### Data extract
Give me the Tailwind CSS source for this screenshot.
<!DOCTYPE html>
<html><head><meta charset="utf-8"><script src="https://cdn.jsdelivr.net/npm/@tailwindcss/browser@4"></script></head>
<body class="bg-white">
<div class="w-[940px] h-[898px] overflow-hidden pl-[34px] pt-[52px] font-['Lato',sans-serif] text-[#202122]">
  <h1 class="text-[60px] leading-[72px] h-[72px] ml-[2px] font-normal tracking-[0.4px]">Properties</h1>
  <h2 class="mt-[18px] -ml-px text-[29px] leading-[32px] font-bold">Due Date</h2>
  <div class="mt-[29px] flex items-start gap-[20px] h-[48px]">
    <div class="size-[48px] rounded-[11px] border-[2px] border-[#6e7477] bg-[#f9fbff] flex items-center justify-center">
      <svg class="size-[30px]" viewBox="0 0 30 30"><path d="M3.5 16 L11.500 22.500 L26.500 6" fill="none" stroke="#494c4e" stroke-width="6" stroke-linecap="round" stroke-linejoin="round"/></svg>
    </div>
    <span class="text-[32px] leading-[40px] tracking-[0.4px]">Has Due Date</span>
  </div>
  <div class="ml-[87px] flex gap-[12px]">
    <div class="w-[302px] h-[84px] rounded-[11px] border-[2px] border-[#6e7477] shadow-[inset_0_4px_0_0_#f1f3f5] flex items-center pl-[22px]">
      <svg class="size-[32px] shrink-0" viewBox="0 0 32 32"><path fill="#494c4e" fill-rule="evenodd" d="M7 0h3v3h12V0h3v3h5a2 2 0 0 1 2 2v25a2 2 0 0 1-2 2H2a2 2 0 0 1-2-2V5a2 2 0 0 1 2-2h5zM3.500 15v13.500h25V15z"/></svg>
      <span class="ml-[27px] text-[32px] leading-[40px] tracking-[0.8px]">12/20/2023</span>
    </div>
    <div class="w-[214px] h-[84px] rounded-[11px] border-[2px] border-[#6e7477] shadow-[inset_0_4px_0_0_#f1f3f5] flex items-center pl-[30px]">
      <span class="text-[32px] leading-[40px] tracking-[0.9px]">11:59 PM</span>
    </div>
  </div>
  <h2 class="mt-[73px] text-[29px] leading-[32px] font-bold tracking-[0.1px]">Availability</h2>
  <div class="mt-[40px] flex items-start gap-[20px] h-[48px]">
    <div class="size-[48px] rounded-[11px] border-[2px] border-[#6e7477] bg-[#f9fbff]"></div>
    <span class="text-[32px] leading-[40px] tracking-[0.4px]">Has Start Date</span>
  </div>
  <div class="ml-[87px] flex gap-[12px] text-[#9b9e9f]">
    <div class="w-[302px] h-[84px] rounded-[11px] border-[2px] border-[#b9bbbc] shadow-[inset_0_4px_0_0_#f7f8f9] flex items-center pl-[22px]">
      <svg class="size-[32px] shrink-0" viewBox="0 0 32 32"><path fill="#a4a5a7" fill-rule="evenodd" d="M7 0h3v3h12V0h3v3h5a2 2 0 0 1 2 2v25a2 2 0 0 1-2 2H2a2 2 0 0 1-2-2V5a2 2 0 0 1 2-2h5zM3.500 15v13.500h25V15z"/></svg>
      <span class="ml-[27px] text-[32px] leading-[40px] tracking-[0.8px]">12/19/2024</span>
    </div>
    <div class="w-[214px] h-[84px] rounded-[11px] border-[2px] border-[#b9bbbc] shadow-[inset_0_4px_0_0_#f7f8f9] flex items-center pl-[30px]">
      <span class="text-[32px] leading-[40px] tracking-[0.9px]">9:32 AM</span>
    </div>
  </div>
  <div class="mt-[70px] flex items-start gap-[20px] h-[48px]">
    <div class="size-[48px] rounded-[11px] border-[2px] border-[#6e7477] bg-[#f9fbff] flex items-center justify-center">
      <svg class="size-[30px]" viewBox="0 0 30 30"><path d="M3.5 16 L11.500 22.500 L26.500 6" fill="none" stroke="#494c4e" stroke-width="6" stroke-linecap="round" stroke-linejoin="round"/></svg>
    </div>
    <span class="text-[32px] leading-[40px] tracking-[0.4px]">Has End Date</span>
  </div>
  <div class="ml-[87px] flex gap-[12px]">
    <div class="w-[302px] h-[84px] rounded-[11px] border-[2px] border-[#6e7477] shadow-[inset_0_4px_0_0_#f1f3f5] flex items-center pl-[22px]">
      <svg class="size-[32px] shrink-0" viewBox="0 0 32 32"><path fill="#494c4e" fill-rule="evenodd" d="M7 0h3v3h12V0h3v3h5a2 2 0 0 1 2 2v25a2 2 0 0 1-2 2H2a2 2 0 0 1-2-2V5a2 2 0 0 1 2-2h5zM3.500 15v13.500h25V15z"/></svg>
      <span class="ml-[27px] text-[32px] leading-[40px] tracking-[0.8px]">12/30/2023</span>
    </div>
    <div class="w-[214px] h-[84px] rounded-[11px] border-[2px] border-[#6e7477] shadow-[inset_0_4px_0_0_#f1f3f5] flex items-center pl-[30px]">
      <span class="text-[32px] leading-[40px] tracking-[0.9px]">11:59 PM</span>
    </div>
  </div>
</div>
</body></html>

### Exercise description
Transcribe the data above in full, exactly.

### Solution to this exercise
Give me the Tailwind CSS source for this screenshot.
<!DOCTYPE html>
<html><head><meta charset="utf-8"><script src="https://cdn.jsdelivr.net/npm/@tailwindcss/browser@4"></script></head>
<body class="bg-white">
<div class="w-[940px] h-[898px] overflow-hidden pl-[34px] pt-[52px] font-['Lato',sans-serif] text-[#202122]">
  <h1 class="text-[60px] leading-[72px] h-[72px] ml-[2px] font-normal tracking-[0.4px]">Properties</h1>
  <h2 class="mt-[18px] -ml-px text-[29px] leading-[32px] font-bold">Due Date</h2>
  <div class="mt-[29px] flex items-start gap-[20px] h-[48px]">
    <div class="size-[48px] rounded-[11px] border-[2px] border-[#6e7477] bg-[#f9fbff] flex items-center justify-center">
      <svg class="size-[30px]" viewBox="0 0 30 30"><path d="M3.5 16 L11.500 22.500 L26.500 6" fill="none" stroke="#494c4e" stroke-width="6" stroke-linecap="round" stroke-linejoin="round"/></svg>
    </div>
    <span class="text-[32px] leading-[40px] tracking-[0.4px]">Has Due Date</span>
  </div>
  <div class="ml-[87px] flex gap-[12px]">
    <div class="w-[302px] h-[84px] rounded-[11px] border-[2px] border-[#6e7477] shadow-[inset_0_4px_0_0_#f1f3f5] flex items-center pl-[22px]">
      <svg class="size-[32px] shrink-0" viewBox="0 0 32 32"><path fill="#494c4e" fill-rule="evenodd" d="M7 0h3v3h12V0h3v3h5a2 2 0 0 1 2 2v25a2 2 0 0 1-2 2H2a2 2 0 0 1-2-2V5a2 2 0 0 1 2-2h5zM3.500 15v13.500h25V15z"/></svg>
      <span class="ml-[27px] text-[32px] leading-[40px] tracking-[0.8px]">12/20/2023</span>
    </div>
    <div class="w-[214px] h-[84px] rounded-[11px] border-[2px] border-[#6e7477] shadow-[inset_0_4px_0_0_#f1f3f5] flex items-center pl-[30px]">
      <span class="text-[32px] leading-[40px] tracking-[0.9px]">11:59 PM</span>
    </div>
  </div>
  <h2 class="mt-[73px] text-[29px] leading-[32px] font-bold tracking-[0.1px]">Availability</h2>
  <div class="mt-[40px] flex items-start gap-[20px] h-[48px]">
    <div class="size-[48px] rounded-[11px] border-[2px] border-[#6e7477] bg-[#f9fbff]"></div>
    <span class="text-[32px] leading-[40px] tracking-[0.4px]">Has Start Date</span>
  </div>
  <div class="ml-[87px] flex gap-[12px] text-[#9b9e9f]">
    <div class="w-[302px] h-[84px] rounded-[11px] border-[2px] border-[#b9bbbc] shadow-[inset_0_4px_0_0_#f7f8f9] flex items-center pl-[22px]">
      <svg class="size-[32px] shrink-0" viewBox="0 0 32 32"><path fill="#a4a5a7" fill-rule="evenodd" d="M7 0h3v3h12V0h3v3h5a2 2 0 0 1 2 2v25a2 2 0 0 1-2 2H2a2 2 0 0 1-2-2V5a2 2 0 0 1 2-2h5zM3.500 15v13.500h25V15z"/></svg>
      <span class="ml-[27px] text-[32px] leading-[40px] tracking-[0.8px]">12/19/2024</span>
    </div>
    <div class="w-[214px] h-[84px] rounded-[11px] border-[2px] border-[#b9bbbc] shadow-[inset_0_4px_0_0_#f7f8f9] flex items-center pl-[30px]">
      <span class="text-[32px] leading-[40px] tracking-[0.9px]">9:32 AM</span>
    </div>
  </div>
  <div class="mt-[70px] flex items-start gap-[20px] h-[48px]">
    <div class="size-[48px] rounded-[11px] border-[2px] border-[#6e7477] bg-[#f9fbff] flex items-center justify-center">
      <svg class="size-[30px]" viewBox="0 0 30 30"><path d="M3.5 16 L11.500 22.500 L26.500 6" fill="none" stroke="#494c4e" stroke-width="6" stroke-linecap="round" stroke-linejoin="round"/></svg>
    </div>
    <span class="text-[32px] leading-[40px] tracking-[0.4px]">Has End Date</span>
  </div>
  <div class="ml-[87px] flex gap-[12px]">
    <div class="w-[302px] h-[84px] rounded-[11px] border-[2px] border-[#6e7477] shadow-[inset_0_4px_0_0_#f1f3f5] flex items-center pl-[22px]">
      <svg class="size-[32px] shrink-0" viewBox="0 0 32 32"><path fill="#494c4e" fill-rule="evenodd" d="M7 0h3v3h12V0h3v3h5a2 2 0 0 1 2 2v25a2 2 0 0 1-2 2H2a2 2 0 0 1-2-2V5a2 2 0 0 1 2-2h5zM3.500 15v13.500h25V15z"/></svg>
      <span class="ml-[27px] text-[32px] leading-[40px] tracking-[0.8px]">12/30/2023</span>
    </div>
    <div class="w-[214px] h-[84px] rounded-[11px] border-[2px] border-[#6e7477] shadow-[inset_0_4px_0_0_#f1f3f5] flex items-center pl-[30px]">
      <span class="text-[32px] leading-[40px] tracking-[0.9px]">11:59 PM</span>
    </div>
  </div>
</div>
</body></html>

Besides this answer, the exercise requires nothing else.